El problema no es el coronavirus


Lahura Emilia Vásquez Gaitán_ Perfil Casi literalEl coronavirus llegó y no hay quien lo pare. Mientras que los medios le dan seguimiento al número de muertos y la audiencia espera ansiosa la noticia de una vacuna milagrosa que sea nos salve a todos de la desgracia, parece que a nadie le importa cómo rayos es que se recuperan cientos de miles de afectados. La cantidad de fallecidos en otras epidemias que han ocurrido a lo largo de la historia han sido mucho más altas.

Contrario de lo que la mayoría de las personas piensa, las vacunas no son sustancias químicas externas que se nos inyectan y quedan ahí flotando en nuestra sangre y «protegiéndonos». En realidad, las vacunas son virus debilitados extraídos de la misma enfermedad y que obligan al organismo a crear anticuerpos para que tenga capacidad de respuesta. El sistema inmune es el encargado de protegernos de las enfermedades a través de unas células llamadas «anticuerpos» y, cuando nos vacunan, lo que se inocula por medio de la jeringa es una dosis de virus muy débil que le da ventaja al sistema inmune para que fabrique el «anticuerpo especial» que puede derrotar a un virus determinado. Este se inscribe en la memoria de nuestro cuerpo y cada vez que regresa ya habrá manera de hacerle frente. Así, es fácil entender que es el propio cuerpo quien se vacuna y autoprotege, y la inyección con los virus debilitados contribuyen a desencadenar el mecanismo biológico.

Hasta el día en que escribo esta columna, la realidad dice que la batalla contra el coronavirus se libra —como ocurre con todos los virus— en el interior de nuestros cuerpos; y mientras llega una vacuna cientos de miles de personas en el mundo se han recuperado y lo hacen gracias a la perfección del héroe invisible por el que nadie paga y ninguno agradece: sistemas inmunes creados por la naturaleza para protegernos y defendernos de nuestros propios errores. Pese a que ni siquiera le ofrecemos los mínimos insumos para que trabaje óptimamente, el cuerpo se las arregla de la mejor manera en la que le es posible, ofreciéndonos soluciones para cada enfermedad.

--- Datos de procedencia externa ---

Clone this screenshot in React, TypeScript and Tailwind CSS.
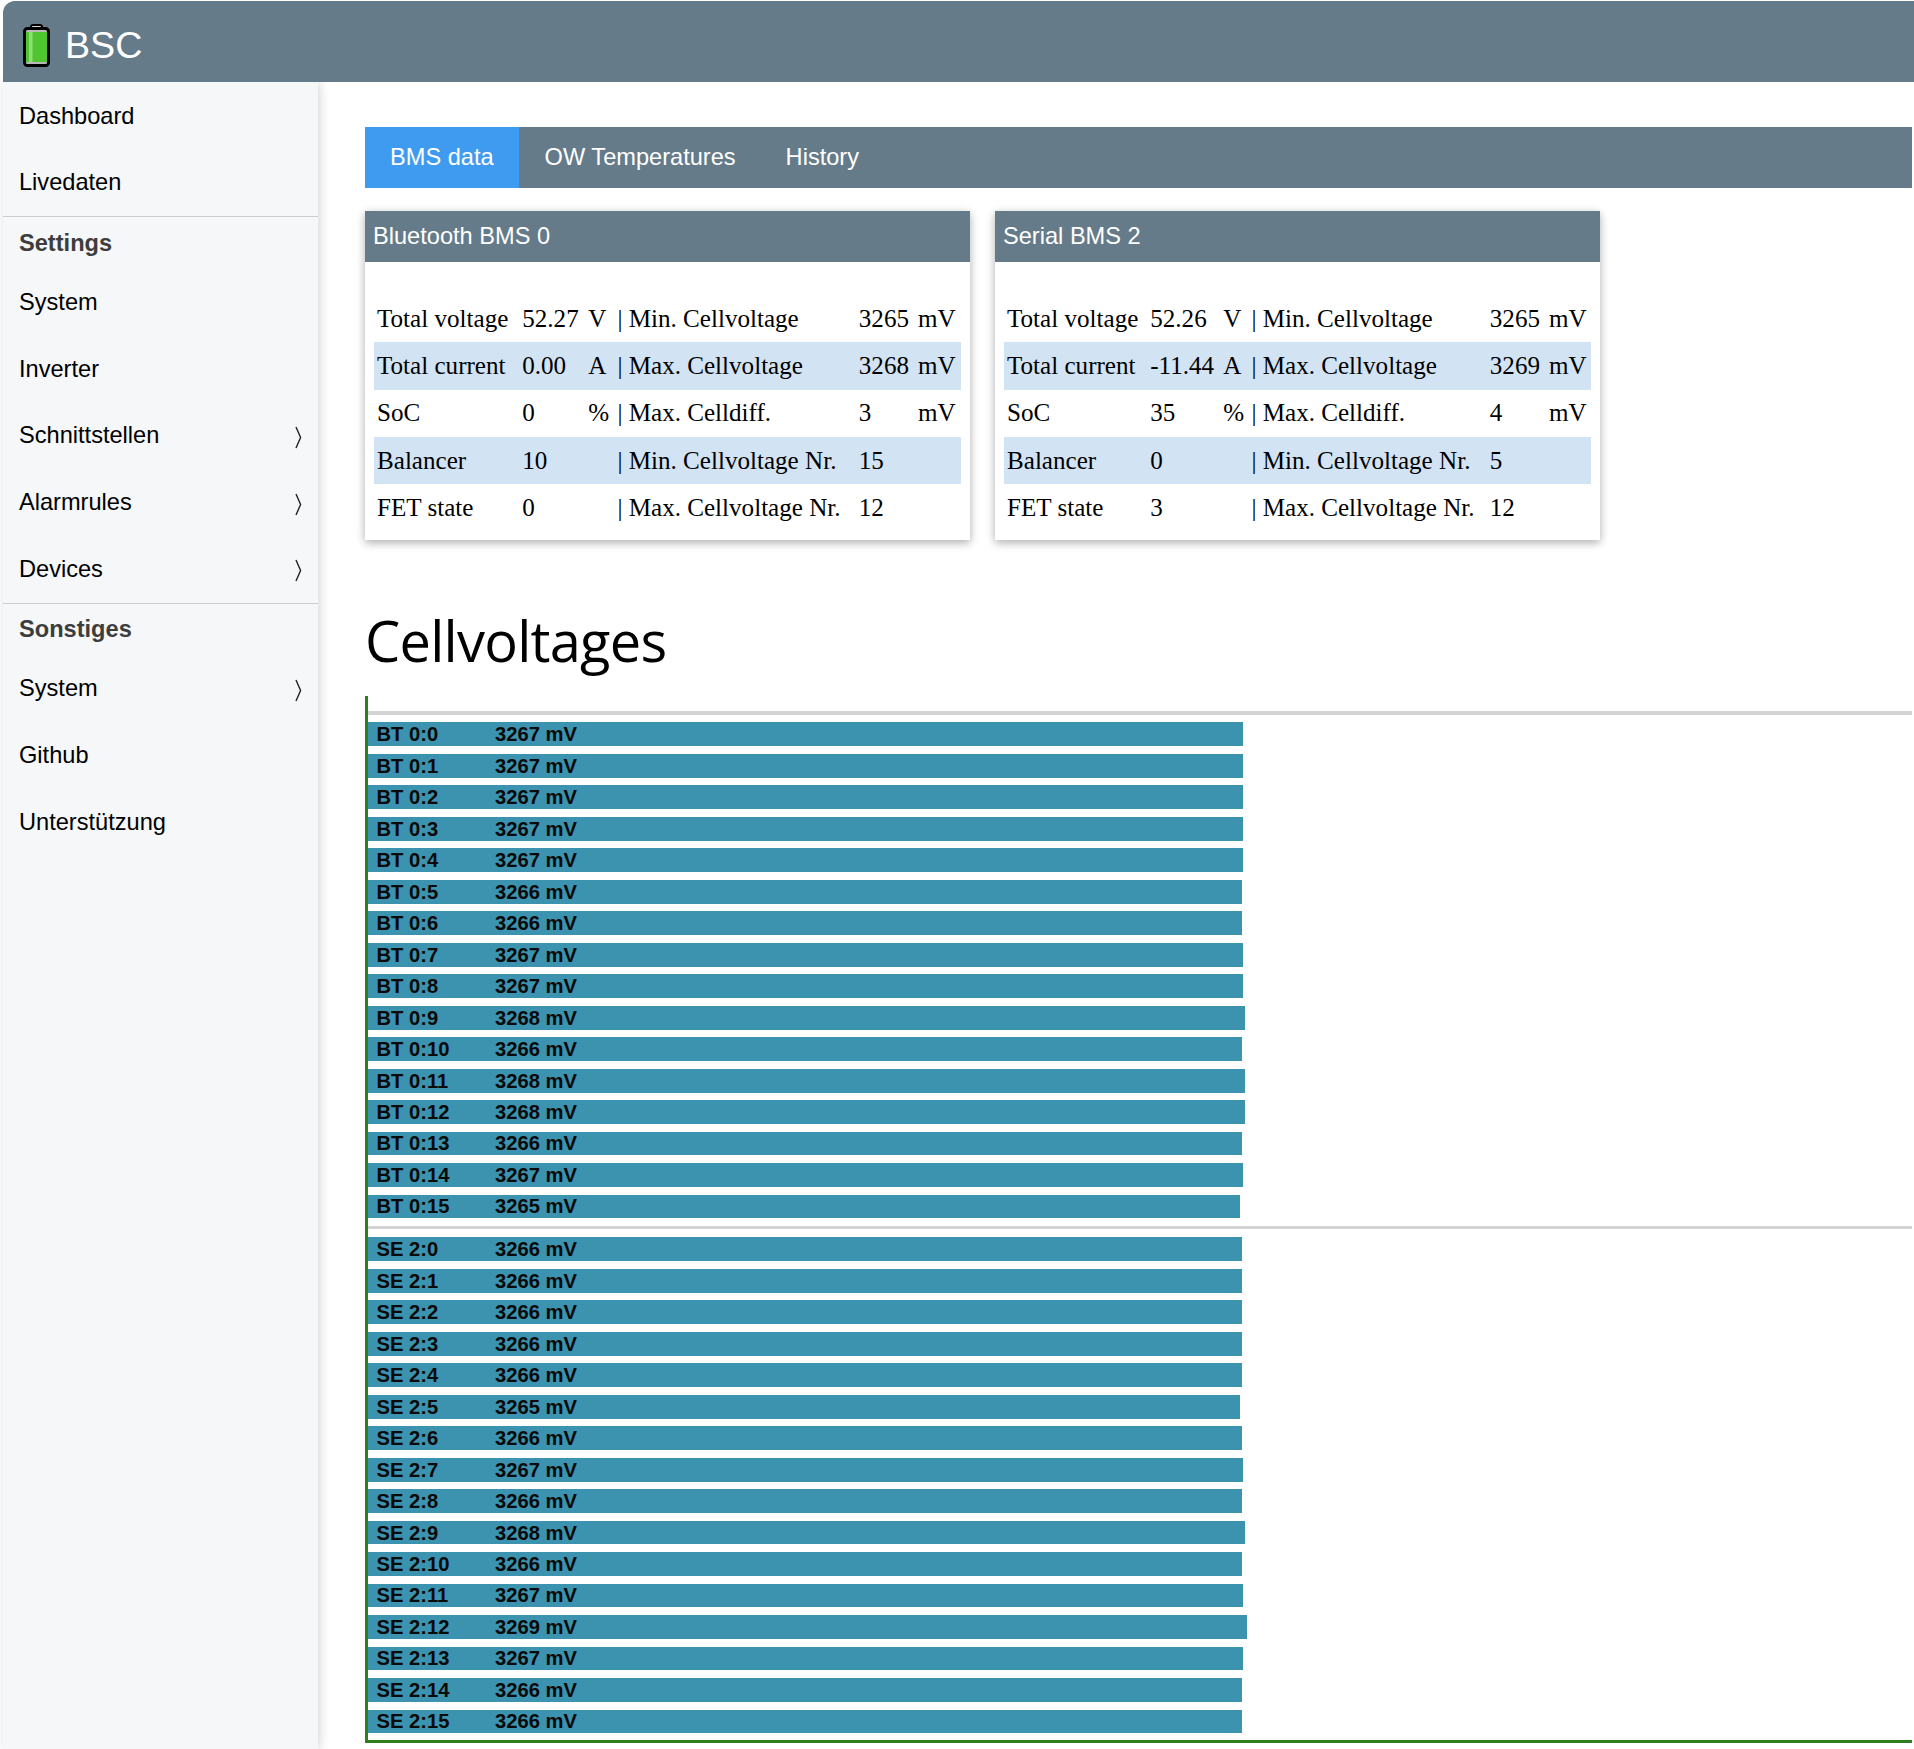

La tragedia del coronavirus no está en su existencia (los virus siempre han existido y lo seguirán haciendo). La enfermedad no está en la pandemia, sino en la forma en la que hemos construido la sociedad occidental en la que vivimos hoy. Una que prioriza construir centros comerciales para ver partidos de fútbol y celebrar a las «estrellas» como si fueran dioses, en lugar de levantar hospitales, contratar médicos y financiar la investigación científica.

China tenía todas las condiciones para escribir una película de horror: población prácticamente hacinada y quinientos millones de ancianos. Sin embargo, lo contuvieron y nos dieron una cátedra con lecciones imprescindibles que, como buenos latinoamericanos, no nos importó atender. No fue una vacuna lo que lo detuvo, sino una cultura educada y disciplinada que sabe seguir instrucciones. Fueron los 16 hospitales temporales construidos en tiempo récord. Fue un compromiso y entrega médica en favor de la vida y no del dinero. Fue valorar la vida más allá de la edad porque para ellos los ancianos sí son importantes. Fue procurarle a las personas todos los insumos para que puedan acatar las medidas.

Y por último, no solo se trata de dar «medidas» para que la gente las siga. Si no se generan condiciones para las personas, dar medidas en fuertes campañas televisivas es un acto de hipocresía. Porque si las alacenas y cocinas están vacías, como ocurre en la mayoría de la población centroamericana, la gente tendrá que decir «O nos mata el coronavirus o nos mata el hambre por no poder a salir a trabajar». En nuestros países la tragedia no es el coronavirus, sino el empobrecimiento histórico que quedará expuesto en las próximas semanas cuando nuestra desgracia sea más que inminente.